Abstract Currently inverse-emulsion polymers are the most popular friction reducers used in fresh water slickwater fracturing in shale reservoirs. The fluid volumes in fracturing treatments have increased substantially, while water supply has become more of a public concern. Rather than paying to treat and dispose of produced and flowback water, operators would like to reuse it in subsequent stimulation treatments. Produced water, especially from shale plays such as Marcellus and Bakken, is known for its high total dissolved solids (TDS) and high divalent cation content. This poses extreme challenges for current friction reducers because cations hinder the inversion of friction reducers and cause loss of efficiency of friction reduction to below 30%. Treating produced water to the quality suitable for conventional fracturing fluids is time-consuming and often cost-prohibitive. A salt-tolerant, water-based friction reducer was developed to address the challenges of high-TDS produced water. It was tested in a friction loop in a wide variety of produced water types from Bakken, Marcellus, Permian basin and other shale plays at different temperatures and was found to be highly effective. In a produced water sample with TDS over 300,000 ppm and total hardness as CaCO3 (TH) over 90,000 ppm as representative water, the new polymer hydrates within 10 seconds and gives a friction reduction profile similar to that of current inverse-emulsion friction reducers in fresh water.
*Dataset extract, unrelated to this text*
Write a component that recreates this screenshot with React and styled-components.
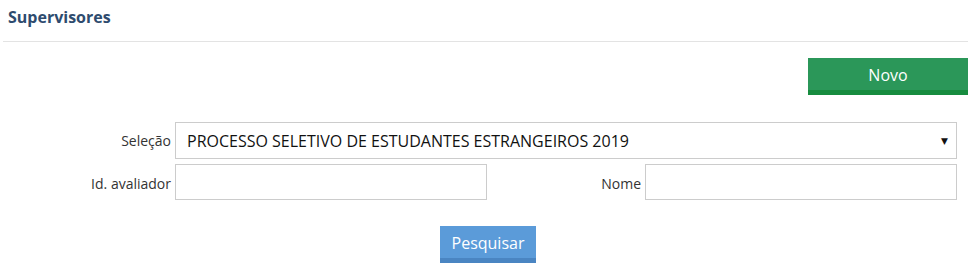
import React from "react";
import styled, { createGlobalStyle } from "styled-components";

const Global = createGlobalStyle`
  html, body { margin: 0; padding: 0; background: #fff; }
  body { font-family: "Open Sans", "Liberation Sans", Arial, sans-serif; color: #333; }
  * { box-sizing: border-box; }
`;

const Page = styled.div`
  width: 971px;
`;

const Header = styled.div`
  margin: 0 3px;
  padding: 6px 5px 0;
  height: 42px;
  border-bottom: 1px solid #e3e3e3;
`;

const Title = styled.h3`
  margin: 0;
  font-size: 16px;
  line-height: 22px;
  font-weight: 700;
  color: #2e4b6e;
`;

const Toolbar = styled.div`
  display: flex;
  justify-content: flex-end;
  padding: 16px 3px 0 0;
`;

const Button = styled.button`
  height: 37px;
  width: ${(p) => p.$width}px;
  border: none;
  border-bottom: 5px solid ${(p) => p.$edge};
  background: ${(p) => p.$bg};
  color: #fff;
  font-family: "Open Sans", "Liberation Sans", Arial, sans-serif;
  font-size: 16px;
  padding: 1px 0 0;
  cursor: pointer;
`;

const Form = styled.div`
  display: grid;
  grid-template-columns: 171px 312px 150px 312px;
  grid-template-rows: 37px 36px;
  column-gap: 4px;
  row-gap: 5px;
  margin-top: 27px;
`;

const Label = styled.label`
  display: flex;
  align-items: center;
  justify-content: flex-end;
  font-size: 14px;
  color: #333;
  padding-top: ${(p) => (p.$top ? "0" : "2px")};
`;

const SelectBox = styled.div`
  grid-column: 2 / span 3;
  border: 1px solid #cccccc;
  display: flex;
  align-items: center;
  justify-content: space-between;
  padding: 0 8px 0 11px;
  font-size: 16px;
  color: #111;
`;

const Caret = styled.span`
  font-size: 9px;
  color: #111;
  font-family: "DejaVu Sans", sans-serif;
`;

const Input = styled.input`
  border: 1px solid #cccccc;
  font-family: inherit;
  font-size: 14px;
  padding: 0 8px;
  outline: none;
`;

const Actions = styled.div`
  display: flex;
  justify-content: center;
  padding-left: 5px;
  margin-top: 26px;
`;

export default function App() {
  return (
    <Page>
      <Global />
      <Header>
        <Title>Supervisores</Title>
      </Header>
      <Toolbar>
        <Button $width={160} $bg="#2b9759" $edge="#178c3f">Novo</Button>
      </Toolbar>
      <Form>
        <Label $top>Seleção</Label>
        <SelectBox>
          <span>PROCESSO SELETIVO DE ESTUDANTES ESTRANGEIROS 2019</span>
          <Caret>▼</Caret>
        </SelectBox>
        <Label>Id. avaliador</Label>
        <Input />
        <Label>Nome</Label>
        <Input />
      </Form>
      <Actions>
        <Button $width={96} $bg="#5b9bd9" $edge="#4a85c2">Pesquisar</Button>
      </Actions>
    </Page>
  );
}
The fluid is compatible with other common stimulation additives such as scale inhibitors, biocides, clay stabilizers, surfactants, and breakers. The new friction reducer was also field tested in New Mexico using produced water with higher than 250,000 ppm TDS and 50,000 ppm total hardness as CaCO3, and head-to-head comparison with a conventional friction reducer under field conditions showed significant performance improvement in terms of pumping at much higher rates while maintaining much lower surface treating pressure. This paper will discuss the evolution of the technology and show friction reduction performance in various high-TDS water samples under lab conditions. Successful field test and comparison against conventional friction reducers are presented. The new friction reducer provides the oilfield industry a cost-effective solution of reducing produced water disposal and fresh water demands, thereby ultimately improving environmental impact of well operations.